By Jerry Proc VE3FAB
email : email@example.com
The AT-3 transmitter was designed and built by RCA Canada, (Montreal) for the Royal Canadian Air Force. This was on the direction of Air Vice Marshall (AVM) Ralph McBurney who was the RCAF's Director of Signals when WWII started. The Canadian Army used the same transmitter but designated it as the C-33 set. CAP (Canadian Air Publication) No. 63 identifies it as RCAF stores number 10D/1272. RCA also lists the AT-3 as the TE-176 and also as C-33 in the manual dated June 1942. Under model TE-176, the transmitter is part number is #MI-22106 while the remote control is #MI-22038-B. Can anyone explain the purpose of the 'TE' designator that RCA used on their equipment manufactured in Montreal? Contact : <firstname.lastname@example.org>
The AT-3 was painted blue while the C33 was painted brown.
David Lawrence relates some AT-3 history. "The contracting procedure was very efficient. At the start of the war, AVM McBurney invited representatives into his office from RCA Canada, Canadian Marconi and Northern Electric Canada. He told them that the RCAF needed three wireless sets - a general purpose one for aircraft use, a small one for fighters and a big ground station transmitter. After one hour's discussion he said, "RCA, you can build the ground station (this became the AT-3); Marconi - you can build the fighter set and Northern, you can build the general purpose set (which became the AT1/AR2).
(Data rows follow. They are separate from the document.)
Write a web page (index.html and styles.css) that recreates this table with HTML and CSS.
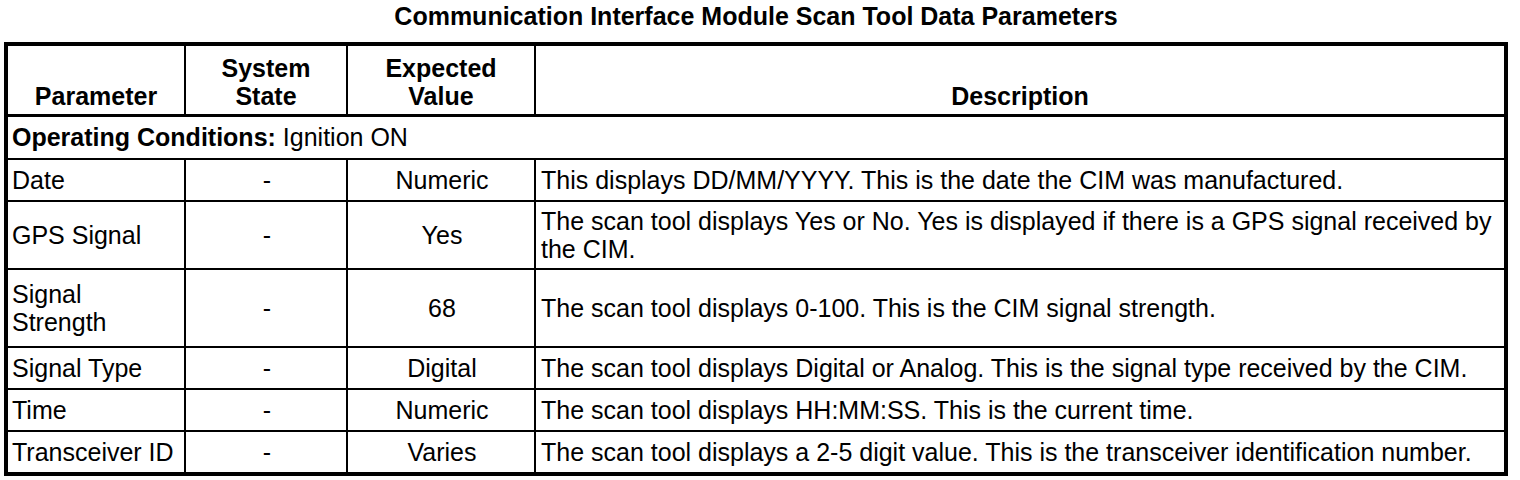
FILE: index.html
```html
<!DOCTYPE html>
<html>
<head>
<meta charset="utf-8">
<link rel="stylesheet" href="styles.css">
</head>
<body>
<div class="page">
  <h1 class="title">Communication Interface Module Scan Tool Data Parameters</h1>
  <table class="data">
    <colgroup>
      <col class="c1"><col class="c2"><col class="c3"><col class="c4">
    </colgroup>
    <thead>
      <tr>
        <th>Parameter</th>
        <th>System<br>State</th>
        <th>Expected<br>Value</th>
        <th>Description</th>
      </tr>
    </thead>
    <tbody>
      <tr class="cond">
        <td colspan="4"><b>Operating Conditions:</b> Ignition ON</td>
      </tr>
      <tr>
        <td>Date</td><td class="ctr">-</td><td class="ctr">Numeric</td>
        <td>This displays DD/MM/YYYY. This is the date the CIM was manufactured.</td>
      </tr>
      <tr class="two">
        <td>GPS Signal</td><td class="ctr">-</td><td class="ctr">Yes</td>
        <td>The scan tool displays Yes or No. Yes is displayed if there is a GPS signal received by the CIM.</td>
      </tr>
      <tr class="tall">
        <td>Signal<br>Strength</td><td class="ctr">-</td><td class="ctr">68</td>
        <td>The scan tool displays 0-100. This is the CIM signal strength.</td>
      </tr>
      <tr>
        <td>Signal Type</td><td class="ctr">-</td><td class="ctr">Digital</td>
        <td>The scan tool displays Digital or Analog. This is the signal type received by the CIM.</td>
      </tr>
      <tr>
        <td>Time</td><td class="ctr">-</td><td class="ctr">Numeric</td>
        <td>The scan tool displays HH:MM:SS. This is the current time.</td>
      </tr>
      <tr>
        <td>Transceiver ID</td><td class="ctr">-</td><td class="ctr">Varies</td>
        <td>The scan tool displays a 2-5 digit value. This is the transceiver identification number.</td>
      </tr>
    </tbody>
  </table>
</div>
</body>
</html>
```
FILE: styles.css
```css
html, body {
  margin: 0;
  padding: 0;
  background: #fff;
}
body {
  font-family: "Liberation Sans", Arial, sans-serif;
  color: #000;
}
.page {
  width: 1520px;
  padding: 2px 0 0 4px;
  box-sizing: border-box;
}
.title {
  margin: 0;
  width: 1504px;
  text-align: center;
  font-size: 25px;
  line-height: 28px;
  font-weight: bold;
  height: 40px;
}
.data {
  width: 1504px;
  border-collapse: collapse;
  table-layout: fixed;
  border: 4px solid #000;
  font-size: 25px;
  line-height: 28px;
}
.c1 { width: 179px; }
.c2 { width: 162px; }
.c3 { width: 188px; }
.c4 { width: auto; }
.data th, .data td {
  border: 2px solid #000;
  padding: 6px 3px 6px 5px;
  text-align: left;
  vertical-align: middle;
}
.data th {
  font-weight: bold;
  text-align: center;
  vertical-align: bottom;
  padding: 8px 2px 4px;
  line-height: 28px;
  border-bottom: 3px solid #000;
}
.data td:first-child {
  padding-left: 4px;
}
.data td.ctr {
  text-align: center;
}
.cond td {
  padding: 6px 4px 7px;
}
.two td {
  padding: 5px 3px 5px 5px;
}
.tall td {
  padding: 10px 3px 10px 5px;
}
```
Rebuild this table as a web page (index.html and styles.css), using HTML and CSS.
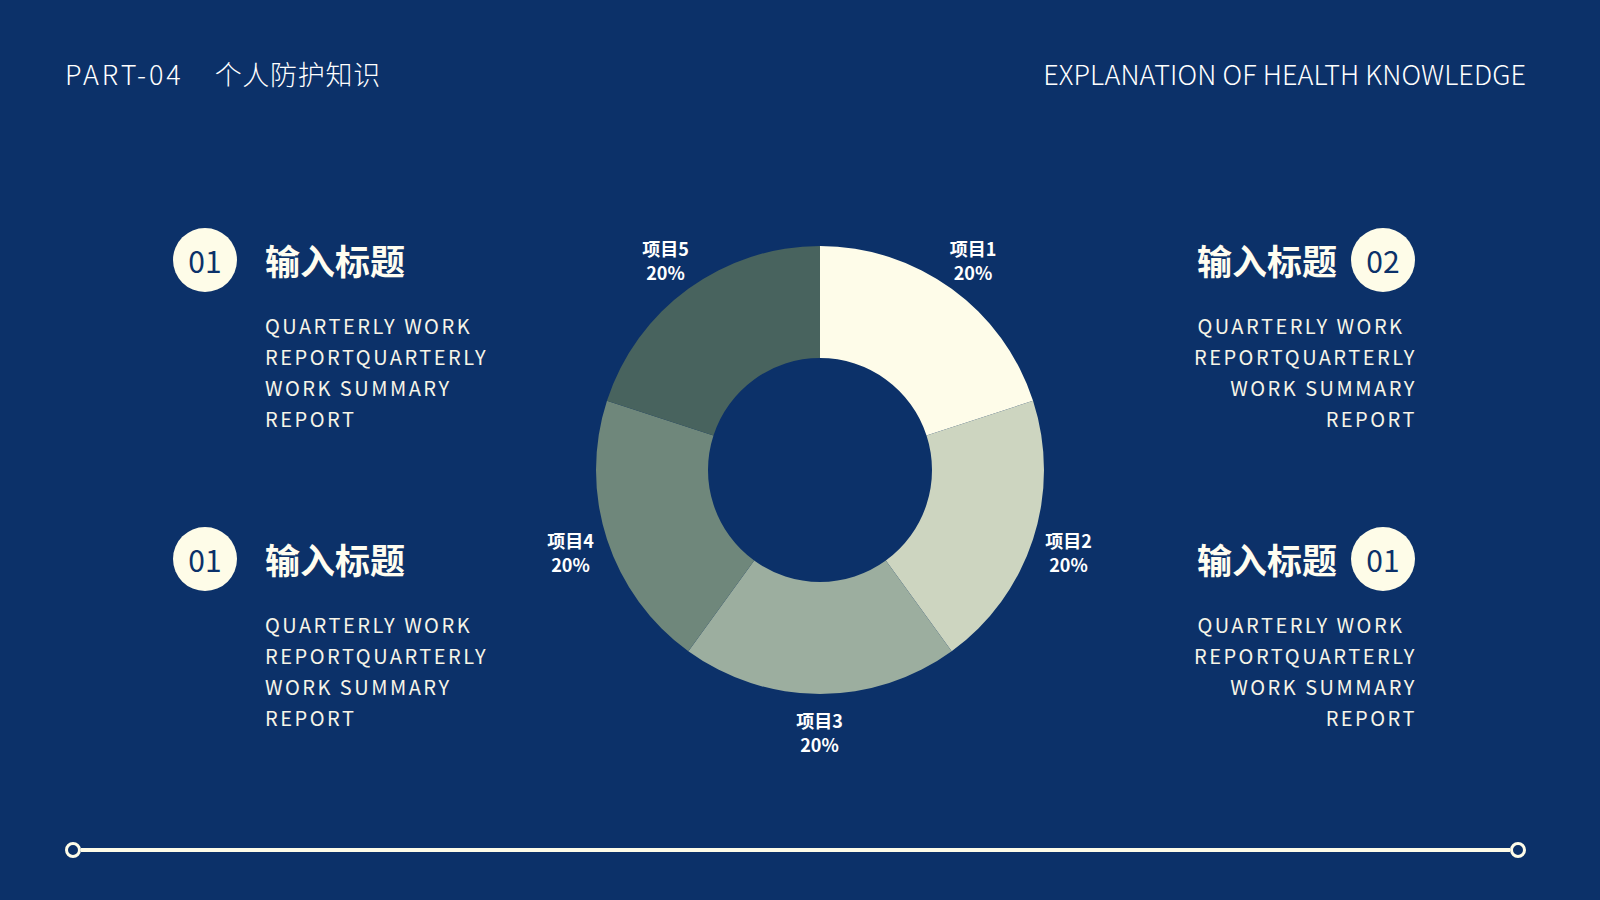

Any questions? No! Get out of my office and get to work." This story was told to me by AVM McBurney while we stood in front of an AT1/AR2 and an AT-3 during the opening of the Military Communications and Electronics Museum in Kingston, Ontario.
* Frequency range: 2.5 to 20 MHz.
* Frequency Control: Master Oscillator or 1 of 2 crystal controlled channels.
* Power : 300 watts out.
* Modes: CW, MCW or VOICE
* Keying: Telegraphic keying to 60 words per minute, either CW or MCW. The radio frequency generating
oscillators are keyed for CW operation. On MCW only, the modulation, and not the carrier, is keyed.
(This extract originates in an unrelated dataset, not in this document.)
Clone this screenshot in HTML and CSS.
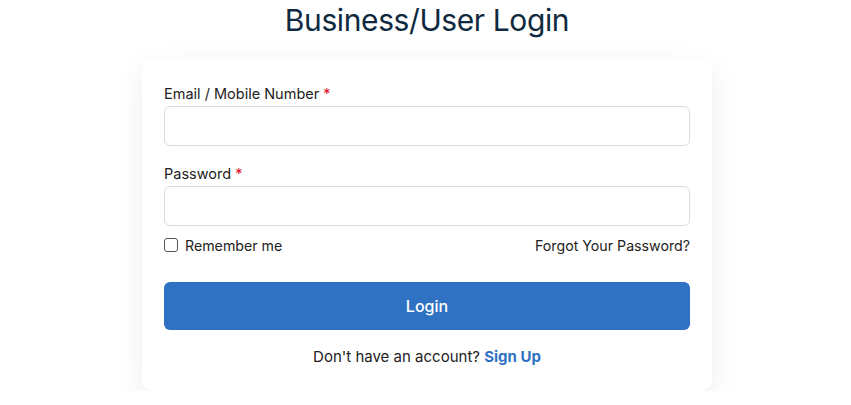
FILE: index.html
```html
<!DOCTYPE html>
<html lang="en">
<head>
<meta charset="utf-8">
<title>Business/User Login</title>
<link rel="stylesheet" href="styles.css">
</head>
<body>
<main class="page">
  <h1 class="title">Business/User Login</h1>
  <form class="card">
    <div class="field">
      <label class="label" for="email">Email / Mobile Number <span class="req">*</span></label>
      <input class="input" id="email" type="text">
    </div>
    <div class="field">
      <label class="label" for="pw">Password <span class="req">*</span></label>
      <input class="input" id="pw" type="password">
    </div>
    <div class="row">
      <label class="remember"><span class="check"></span>Remember me</label>
      <a class="forgot" href="#">Forgot Your Password?</a>
    </div>
    <button class="btn" type="button">Login</button>
    <p class="signup">Don't have an account? <a href="#">Sign Up</a></p>
  </form>
</main>
</body>
</html>
```
FILE: styles.css
```css
* { box-sizing: border-box; }
html, body { margin: 0; padding: 0; background: #ffffff; }
body { font-family: Inter, "Noto Sans", sans-serif; color: #222; }
.page { display: flex; flex-direction: column; align-items: center; padding-left: 3px; }
.title {
  margin: 0;
  font-family: Inter, sans-serif;
  font-weight: 400;
  font-size: 30px;
  line-height: 40px;
  color: #0f2a40;
  letter-spacing: -0.4px;
}
.card {
  margin-top: 19px;
  width: 570px;
  background: #fff;
  border-radius: 12px;
  padding: 26px 22px 23px;
  box-shadow: 0 8px 30px rgba(0, 0, 0, 0.07);
  display: flex;
  flex-direction: column;
}
.field { display: flex; flex-direction: column; margin-bottom: 19px; }
.field + .field { margin-bottom: 9px; }
.label { font-size: 14.5px; line-height: 18px; margin-bottom: 3px; color: #222; }
.req { color: #e0141e; }
.input {
  height: 40px;
  border: 1px solid #dcdcdf;
  border-radius: 6px;
  font: inherit;
  padding: 0 12px;
  outline: none;
}
.row { display: flex; justify-content: space-between; align-items: center; height: 20px; font-size: 14.2px; }
.remember { display: flex; align-items: center; gap: 7px; color: #222; }
.check { width: 14px; height: 14px; border: 1.5px solid #555; border-radius: 3px; }
.forgot { color: #222; text-decoration: none; }
.btn {
  margin-top: 27px;
  height: 48px;
  border: none;
  border-radius: 6px;
  background: #2f72c4;
  color: #fff;
  font-family: Inter, sans-serif;
  font-size: 16px;
  font-weight: 500;
}
.signup { margin: 16px 0 0; text-align: center; font-size: 15px; line-height: 22px; color: #222; }
.signup a { color: #2f72c4; font-weight: 700; text-decoration: none; }
```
* MCW: The carrier is modulated by a 1,000 cycle per second tone
* Voice Performance: Over the frequency range of 400 to 3000 cycles, the overall distortion does not exceed
7.5% for 85% modulation.
* Remote Control: Permits operation of transmitter up to 10 miles distance.
* Power Input: 110 VAC , 60 Hz,
1.75 kw maximum draw. Operation at 220 VAC 25 Hz requires a frequency changer #10D/1274.
* Dimensions: AT3 Transmitter is approximately 68 inches high, 32 inches wide and 22 inches deep.
Remote Control is approximately 9-3/8 inches high, 12-5/8 inches wide and 11-3/4 inches deep.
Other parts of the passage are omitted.